# It Ain't Pretty!



## Rubberback (Sep 9, 2008)

But I picked the rest of my taters today & found this guy.


----------



## Meadowlark (Jul 19, 2008)

That's a beauty, RB

Nice one!

I got just what you need to go with those new spuds...buckets of green beans. 


Clean 'em, snap 'em and cook 'em in a big pot with lots of potatoes and some hog fat...man that's eating fit for a King. Just doesn't get any better.


p.s. gotta feel sorry for anyone who has never tried fresh green beans and new potatoes....culinary delight


----------



## Rubberback (Sep 9, 2008)

I'm a cow pea freak. Their getting close. My back up pea is cream pea. Don't get me wrong I like green beans. I'm having taters, salad, & venison round steak. And cold beer for supper.
My last picking of taters was ok but they had some pimples on them. Still good to eat but I'll eat them first. 28 inches of water, I'm surprised they didn't rot.
Maters are next but their water logged too. I'll take what I can get & be great full.


----------



## Dick Hanks (Aug 16, 2007)

Meadowlark said:


> That's a beauty, RB
> 
> Nice one!
> 
> ...


 Lark..... I'm planting a bit more spuds and green beans than I did last year. I'd like to try how you fix the beans/spuds/hog fat. Any help with the methods and seasonings would be appreciated. Sounds good!

Last Friday, Saturday, and Sunday nights all had temps dropping into the 30s. The lowest was 34 degrees. Looks like clear sailing here in northern Minnesota now. Planted my Tomatoes 2 days ago, and the Peppers, Squash Cucumbers, etc., will go in today. Spuds went in before the frost warnings but they hadn't broke ground yet.

I've been holding back and repotting the Tomatoes and Peppers for so long, I had to pluck blossoms off of some of them.

Radishes, lettuce, and other cold plants have been coming along good. Broccoli and Brussel Sprout starts have been in the ground for about a week now.

Randy, That is a great looking spud. The plants from the melon seed that you mailed to me will be in the ground tomorrow. Thanks again!

The place that I bought my Walla Walla onion starts from last year, was out of stock. I had to settle for putting in onion sets, instead of starter plants, so I'll only have average sized onions this year. I'm hoping for some big Spuds and Tomatoes though.


----------



## Meadowlark (Jul 19, 2008)

Dick,

Really simple and with lots of "user" options...either with fat or without, with onion or without and ratio of potatoes to green beans is subject to personal taste (and in our case how much of each the garden produces). 

Start with the fat, bacon, ham, we've even used smoked turkey. Render it in a pan to just turning brown, add diced onions, then transfer to a big pot of water and add green beans, potatoes, salt and pepper.

Bring whole thing to a boil, then back off and slow cook on low heat until tender...at least an hour. 

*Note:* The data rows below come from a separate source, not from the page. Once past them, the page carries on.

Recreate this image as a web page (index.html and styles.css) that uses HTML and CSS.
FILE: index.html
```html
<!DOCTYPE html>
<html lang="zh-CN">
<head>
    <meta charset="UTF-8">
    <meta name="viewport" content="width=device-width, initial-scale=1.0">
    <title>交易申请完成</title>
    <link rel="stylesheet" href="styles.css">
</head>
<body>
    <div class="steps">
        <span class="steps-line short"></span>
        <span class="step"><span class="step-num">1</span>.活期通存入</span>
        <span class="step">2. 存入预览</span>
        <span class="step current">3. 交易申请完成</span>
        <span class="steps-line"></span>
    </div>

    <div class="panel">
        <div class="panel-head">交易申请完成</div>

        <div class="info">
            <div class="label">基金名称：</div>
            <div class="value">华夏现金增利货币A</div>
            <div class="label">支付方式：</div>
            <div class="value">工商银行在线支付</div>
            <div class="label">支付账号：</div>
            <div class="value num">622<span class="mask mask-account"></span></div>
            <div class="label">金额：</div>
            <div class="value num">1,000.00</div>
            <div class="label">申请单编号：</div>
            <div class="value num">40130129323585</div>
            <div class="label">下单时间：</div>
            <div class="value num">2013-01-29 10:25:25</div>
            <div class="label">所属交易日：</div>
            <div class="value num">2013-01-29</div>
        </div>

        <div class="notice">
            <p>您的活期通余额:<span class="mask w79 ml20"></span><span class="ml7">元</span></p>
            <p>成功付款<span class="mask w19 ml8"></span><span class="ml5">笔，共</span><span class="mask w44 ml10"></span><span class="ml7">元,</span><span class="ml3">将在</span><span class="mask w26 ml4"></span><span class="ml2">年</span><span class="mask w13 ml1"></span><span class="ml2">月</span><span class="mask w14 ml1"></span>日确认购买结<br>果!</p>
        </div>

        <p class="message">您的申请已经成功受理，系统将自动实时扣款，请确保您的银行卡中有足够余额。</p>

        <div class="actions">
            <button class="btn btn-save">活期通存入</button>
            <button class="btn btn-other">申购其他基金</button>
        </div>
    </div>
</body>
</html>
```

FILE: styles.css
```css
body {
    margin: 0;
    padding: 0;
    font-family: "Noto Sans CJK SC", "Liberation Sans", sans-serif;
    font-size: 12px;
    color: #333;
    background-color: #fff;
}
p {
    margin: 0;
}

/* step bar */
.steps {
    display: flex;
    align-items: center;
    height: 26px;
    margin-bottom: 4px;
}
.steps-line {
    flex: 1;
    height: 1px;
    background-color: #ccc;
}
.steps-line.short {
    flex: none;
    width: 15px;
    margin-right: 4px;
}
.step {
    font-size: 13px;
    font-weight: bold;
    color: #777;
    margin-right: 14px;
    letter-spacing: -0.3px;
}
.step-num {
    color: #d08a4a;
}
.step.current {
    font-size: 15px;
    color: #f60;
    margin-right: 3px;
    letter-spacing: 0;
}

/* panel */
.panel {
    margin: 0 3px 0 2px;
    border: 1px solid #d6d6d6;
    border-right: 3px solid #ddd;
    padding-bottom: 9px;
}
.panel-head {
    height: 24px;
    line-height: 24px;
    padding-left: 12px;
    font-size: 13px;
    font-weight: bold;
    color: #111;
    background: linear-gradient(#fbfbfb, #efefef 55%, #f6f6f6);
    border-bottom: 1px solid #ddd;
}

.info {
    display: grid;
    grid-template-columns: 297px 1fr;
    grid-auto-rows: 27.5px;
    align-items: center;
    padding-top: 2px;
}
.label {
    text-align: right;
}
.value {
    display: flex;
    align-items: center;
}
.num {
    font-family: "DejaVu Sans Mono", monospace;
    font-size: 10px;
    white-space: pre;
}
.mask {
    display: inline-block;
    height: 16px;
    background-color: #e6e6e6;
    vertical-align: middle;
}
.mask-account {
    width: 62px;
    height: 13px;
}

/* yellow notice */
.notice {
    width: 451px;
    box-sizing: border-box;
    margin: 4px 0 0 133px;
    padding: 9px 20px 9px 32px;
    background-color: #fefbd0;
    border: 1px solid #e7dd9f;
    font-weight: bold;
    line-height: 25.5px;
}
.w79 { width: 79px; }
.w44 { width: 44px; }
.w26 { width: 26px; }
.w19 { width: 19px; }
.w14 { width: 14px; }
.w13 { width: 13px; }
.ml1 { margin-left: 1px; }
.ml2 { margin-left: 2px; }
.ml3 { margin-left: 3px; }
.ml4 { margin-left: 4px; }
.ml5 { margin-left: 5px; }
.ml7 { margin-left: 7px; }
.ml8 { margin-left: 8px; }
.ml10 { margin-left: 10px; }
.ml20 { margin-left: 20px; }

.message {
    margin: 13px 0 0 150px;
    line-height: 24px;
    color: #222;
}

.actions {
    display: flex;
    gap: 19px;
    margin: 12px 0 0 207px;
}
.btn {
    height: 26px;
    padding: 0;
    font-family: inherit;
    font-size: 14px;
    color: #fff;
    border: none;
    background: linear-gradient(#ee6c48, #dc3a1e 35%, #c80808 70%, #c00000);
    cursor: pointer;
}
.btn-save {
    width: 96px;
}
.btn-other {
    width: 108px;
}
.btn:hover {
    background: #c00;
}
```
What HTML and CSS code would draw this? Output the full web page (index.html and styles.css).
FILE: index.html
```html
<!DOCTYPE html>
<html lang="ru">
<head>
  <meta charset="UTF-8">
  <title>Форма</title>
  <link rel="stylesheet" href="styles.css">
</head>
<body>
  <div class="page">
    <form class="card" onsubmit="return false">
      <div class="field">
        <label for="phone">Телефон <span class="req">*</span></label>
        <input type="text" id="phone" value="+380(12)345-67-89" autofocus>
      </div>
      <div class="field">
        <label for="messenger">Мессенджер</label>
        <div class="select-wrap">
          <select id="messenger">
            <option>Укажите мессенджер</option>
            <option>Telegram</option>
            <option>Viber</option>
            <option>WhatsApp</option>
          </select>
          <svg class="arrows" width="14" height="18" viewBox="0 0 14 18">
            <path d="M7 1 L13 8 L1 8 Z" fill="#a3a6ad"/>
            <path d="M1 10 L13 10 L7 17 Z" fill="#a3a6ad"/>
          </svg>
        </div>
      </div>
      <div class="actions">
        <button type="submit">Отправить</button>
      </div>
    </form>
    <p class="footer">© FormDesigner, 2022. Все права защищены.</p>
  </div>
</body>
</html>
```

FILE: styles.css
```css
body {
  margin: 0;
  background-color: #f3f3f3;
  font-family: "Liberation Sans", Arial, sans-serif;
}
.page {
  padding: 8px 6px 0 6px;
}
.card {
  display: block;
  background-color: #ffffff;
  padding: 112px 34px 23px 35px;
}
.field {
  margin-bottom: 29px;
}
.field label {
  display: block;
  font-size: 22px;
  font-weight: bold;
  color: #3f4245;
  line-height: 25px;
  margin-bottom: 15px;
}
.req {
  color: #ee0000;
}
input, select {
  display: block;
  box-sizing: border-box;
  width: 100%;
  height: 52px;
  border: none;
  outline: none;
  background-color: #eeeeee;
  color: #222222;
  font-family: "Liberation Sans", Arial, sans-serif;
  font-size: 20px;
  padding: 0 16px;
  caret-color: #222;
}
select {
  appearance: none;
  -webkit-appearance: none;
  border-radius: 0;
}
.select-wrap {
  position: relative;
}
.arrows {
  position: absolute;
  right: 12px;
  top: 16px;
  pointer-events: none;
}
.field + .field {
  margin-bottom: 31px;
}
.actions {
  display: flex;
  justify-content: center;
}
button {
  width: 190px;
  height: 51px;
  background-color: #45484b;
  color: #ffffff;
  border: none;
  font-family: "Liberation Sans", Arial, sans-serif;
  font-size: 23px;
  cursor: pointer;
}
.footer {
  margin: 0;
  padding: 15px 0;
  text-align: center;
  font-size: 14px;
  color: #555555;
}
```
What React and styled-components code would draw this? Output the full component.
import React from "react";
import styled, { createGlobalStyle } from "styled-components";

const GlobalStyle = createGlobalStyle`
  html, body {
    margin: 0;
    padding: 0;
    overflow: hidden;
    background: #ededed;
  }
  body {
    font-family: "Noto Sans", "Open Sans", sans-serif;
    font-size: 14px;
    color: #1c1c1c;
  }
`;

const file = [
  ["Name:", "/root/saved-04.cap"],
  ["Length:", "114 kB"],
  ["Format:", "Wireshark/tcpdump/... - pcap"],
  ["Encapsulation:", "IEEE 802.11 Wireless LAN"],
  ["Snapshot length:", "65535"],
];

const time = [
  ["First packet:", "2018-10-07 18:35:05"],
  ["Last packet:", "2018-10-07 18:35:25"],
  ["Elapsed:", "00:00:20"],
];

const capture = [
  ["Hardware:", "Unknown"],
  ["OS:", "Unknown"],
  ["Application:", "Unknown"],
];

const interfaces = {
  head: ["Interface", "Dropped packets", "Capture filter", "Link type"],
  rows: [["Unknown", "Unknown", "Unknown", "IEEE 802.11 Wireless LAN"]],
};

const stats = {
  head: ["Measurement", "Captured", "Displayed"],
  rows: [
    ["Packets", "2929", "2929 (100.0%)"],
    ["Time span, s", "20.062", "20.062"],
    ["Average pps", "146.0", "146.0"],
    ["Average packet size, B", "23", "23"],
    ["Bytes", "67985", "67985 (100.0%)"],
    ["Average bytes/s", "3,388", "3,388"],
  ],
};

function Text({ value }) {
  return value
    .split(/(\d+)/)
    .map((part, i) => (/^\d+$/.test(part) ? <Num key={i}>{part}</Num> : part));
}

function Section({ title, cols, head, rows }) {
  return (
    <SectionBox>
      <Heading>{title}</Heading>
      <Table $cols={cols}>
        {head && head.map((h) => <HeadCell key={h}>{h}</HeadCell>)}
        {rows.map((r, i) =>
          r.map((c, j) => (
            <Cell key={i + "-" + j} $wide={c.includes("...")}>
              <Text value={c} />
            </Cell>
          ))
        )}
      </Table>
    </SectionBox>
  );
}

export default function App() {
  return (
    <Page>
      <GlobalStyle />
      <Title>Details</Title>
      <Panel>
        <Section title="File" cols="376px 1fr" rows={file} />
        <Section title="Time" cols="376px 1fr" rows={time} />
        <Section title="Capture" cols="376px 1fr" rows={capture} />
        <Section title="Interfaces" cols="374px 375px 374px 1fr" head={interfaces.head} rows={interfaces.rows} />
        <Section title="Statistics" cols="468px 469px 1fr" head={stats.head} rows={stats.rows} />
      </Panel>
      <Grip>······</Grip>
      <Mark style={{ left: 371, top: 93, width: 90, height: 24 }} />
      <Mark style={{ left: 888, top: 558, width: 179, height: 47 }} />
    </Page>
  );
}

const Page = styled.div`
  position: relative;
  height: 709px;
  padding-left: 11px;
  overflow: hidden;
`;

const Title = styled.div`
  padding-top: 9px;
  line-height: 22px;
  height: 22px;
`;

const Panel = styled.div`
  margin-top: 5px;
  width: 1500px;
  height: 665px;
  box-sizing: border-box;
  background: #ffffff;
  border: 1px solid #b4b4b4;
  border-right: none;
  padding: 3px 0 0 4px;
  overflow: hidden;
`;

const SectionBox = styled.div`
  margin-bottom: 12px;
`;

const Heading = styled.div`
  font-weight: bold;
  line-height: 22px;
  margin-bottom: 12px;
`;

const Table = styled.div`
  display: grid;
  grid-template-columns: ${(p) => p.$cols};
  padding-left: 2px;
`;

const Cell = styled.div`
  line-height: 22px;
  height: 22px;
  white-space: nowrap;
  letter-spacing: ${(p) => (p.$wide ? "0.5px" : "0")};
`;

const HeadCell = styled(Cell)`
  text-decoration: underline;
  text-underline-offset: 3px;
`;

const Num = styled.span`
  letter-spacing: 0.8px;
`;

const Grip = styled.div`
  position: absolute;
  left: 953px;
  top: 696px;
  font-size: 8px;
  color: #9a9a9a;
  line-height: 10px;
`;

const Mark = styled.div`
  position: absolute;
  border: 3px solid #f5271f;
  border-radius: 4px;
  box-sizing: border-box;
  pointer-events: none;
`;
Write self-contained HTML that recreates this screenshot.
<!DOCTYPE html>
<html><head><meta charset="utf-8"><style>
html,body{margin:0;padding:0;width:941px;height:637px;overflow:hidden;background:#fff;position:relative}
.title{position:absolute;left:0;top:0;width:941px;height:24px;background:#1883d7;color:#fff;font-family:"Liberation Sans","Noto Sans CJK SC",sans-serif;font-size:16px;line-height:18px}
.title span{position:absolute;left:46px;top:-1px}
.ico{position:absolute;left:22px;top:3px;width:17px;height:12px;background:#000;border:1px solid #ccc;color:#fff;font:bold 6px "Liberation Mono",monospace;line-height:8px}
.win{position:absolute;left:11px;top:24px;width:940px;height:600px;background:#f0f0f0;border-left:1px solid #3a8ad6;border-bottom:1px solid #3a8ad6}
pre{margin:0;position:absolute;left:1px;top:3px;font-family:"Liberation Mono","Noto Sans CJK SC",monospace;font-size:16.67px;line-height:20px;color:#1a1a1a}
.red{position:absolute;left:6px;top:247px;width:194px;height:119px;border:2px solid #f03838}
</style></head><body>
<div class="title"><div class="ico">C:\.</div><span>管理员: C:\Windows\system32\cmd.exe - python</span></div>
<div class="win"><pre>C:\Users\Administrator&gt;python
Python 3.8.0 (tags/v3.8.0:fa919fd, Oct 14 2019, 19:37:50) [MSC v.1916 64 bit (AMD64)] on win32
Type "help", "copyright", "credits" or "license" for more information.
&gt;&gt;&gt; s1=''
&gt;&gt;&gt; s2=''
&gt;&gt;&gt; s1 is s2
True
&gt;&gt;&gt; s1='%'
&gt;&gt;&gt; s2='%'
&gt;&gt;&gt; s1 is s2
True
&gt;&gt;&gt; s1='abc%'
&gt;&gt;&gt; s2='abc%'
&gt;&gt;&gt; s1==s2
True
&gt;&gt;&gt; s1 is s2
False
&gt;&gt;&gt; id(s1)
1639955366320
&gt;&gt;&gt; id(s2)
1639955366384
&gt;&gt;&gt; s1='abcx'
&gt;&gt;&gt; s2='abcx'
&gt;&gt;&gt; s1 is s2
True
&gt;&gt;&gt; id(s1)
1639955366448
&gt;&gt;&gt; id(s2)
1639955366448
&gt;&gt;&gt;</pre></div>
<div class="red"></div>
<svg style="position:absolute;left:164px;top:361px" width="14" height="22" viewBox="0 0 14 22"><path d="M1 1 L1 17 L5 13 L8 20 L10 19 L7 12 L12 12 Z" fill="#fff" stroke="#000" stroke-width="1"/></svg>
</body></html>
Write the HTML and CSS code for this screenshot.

Very easy....and its one of those dishes that just gets better with age. 


Delicious!!

Pictured is our "lite" version...i.e. fixed with no fat, just safflower oil.


----------



## Dick Hanks (Aug 16, 2007)

I'm going to try that with some of the Canadian Bacon that I cure and smoke. It's pretty low fat, but lots of flavor. Looking at that picture, I know that I will like it.


----------



## fishingtwo (Feb 23, 2009)

How do you determine when to dig the taters up? Mine have been flowering now for about a month and are still green. I usually wait till they start turning brown and dig them up. I am still a rookie tater grower.
This year I planted them in some leaf compost and have added some more compost as they have grown. This is the best looking crop I have grow so far.
Thanks
Them green beans and taters looks great.


----------



## Dick Hanks (Aug 16, 2007)

I'm not in Texas, but usually the small, red (new potatoes) like you see in Lark's dish are available while the plants are still blooming. If your's have been blooming for a month, there should be some slightly bigger ones mixed in there too. To get the ones like Rubberback has in the 1st post, usually the plant needs to die back completely
.


----------



## fishingtwo (Feb 23, 2009)

Dick Hanks said:


> I'm not in Texas, but usually the small, red (new potatoes) like you see in Lark's dish are available while the plants are still blooming. If your's have been blooming for a month, there should be some slightly bigger ones mixed in there too. To get the ones like Rubberback has in the 1st post, usually the plant needs to die back completely
> .


Thanks


----------



## Rubberback (Sep 9, 2008)

Dick Hanks said:


> I'm not in Texas, but usually the small, red (new potatoes) like you see in Lark's dish are available while the plants are still blooming. If your's have been blooming for a month, there should be some slightly bigger ones mixed in there too. To get the ones like Rubberback has in the 1st post, usually the plant needs to die back completely
> .


Correct! My plants were dead.. I got lucky getting any taters after all that rain.


----------